John-Alex Romano, in essence, is arguing against the law as it currently stands. That's because the Siegelman case was not governed by the actual pertinent law, which all sides agree is a U.S. Supreme Court case styled McCormick v. United States, 500 U.S. 257 (1991). As we have explained in previous posts, McCormick holds:
. . . only if “payments are made in return for an explicit promise or undertaking by the official to perform or not to perform an official act, are they criminal.”

Contrary to Romano's claims, McCormick does not hold that a quid pro quo must be verbally spelled out "with all the i's dotted and t's crossed." But it does hold that any agreement must be explicit. Mark Fuller, the U.S. District Judge who oversaw the Siegelman prosecution, did not require an explicit agreement in his jury instructions. And there was no evidence at trial of an explicit agreement between Siegelman and codefendant Richard Scrushy.
That means Siegelman and Scrushy were convicted of a "crime" that doesn't exist, under the law.
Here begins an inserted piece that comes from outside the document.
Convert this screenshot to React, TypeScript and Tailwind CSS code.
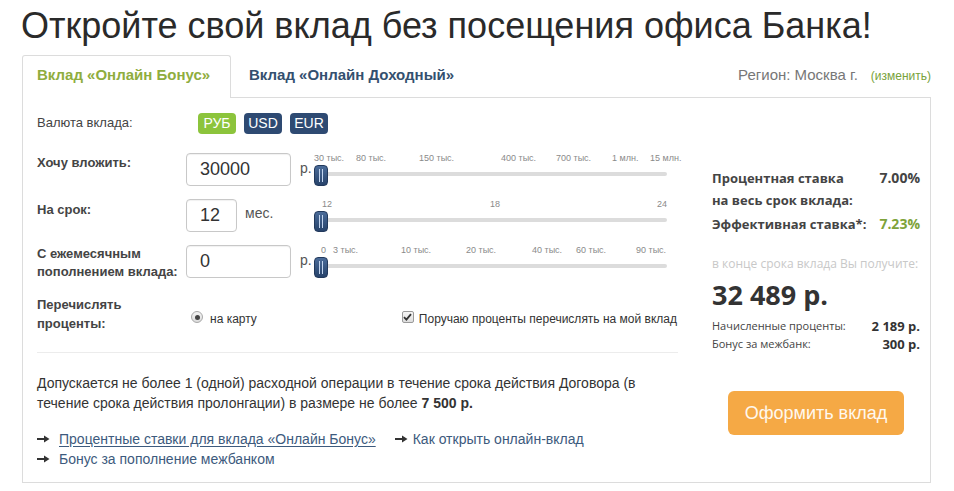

Perhaps John-Alex Romano is just being a good soldier, doing what his superiors in the inept Obama Justice Department are telling him to do. After all, Romano answers to Assistant Attorney General Lanny Breuer, the same man who brought us a colossal government failure in the Alabama bingo trials. Romano's motives, however, are not the issue here; it's his wife's career arc. That indicates he has a conflict of interest--one that never has been revealed during the course of the Siegelman case.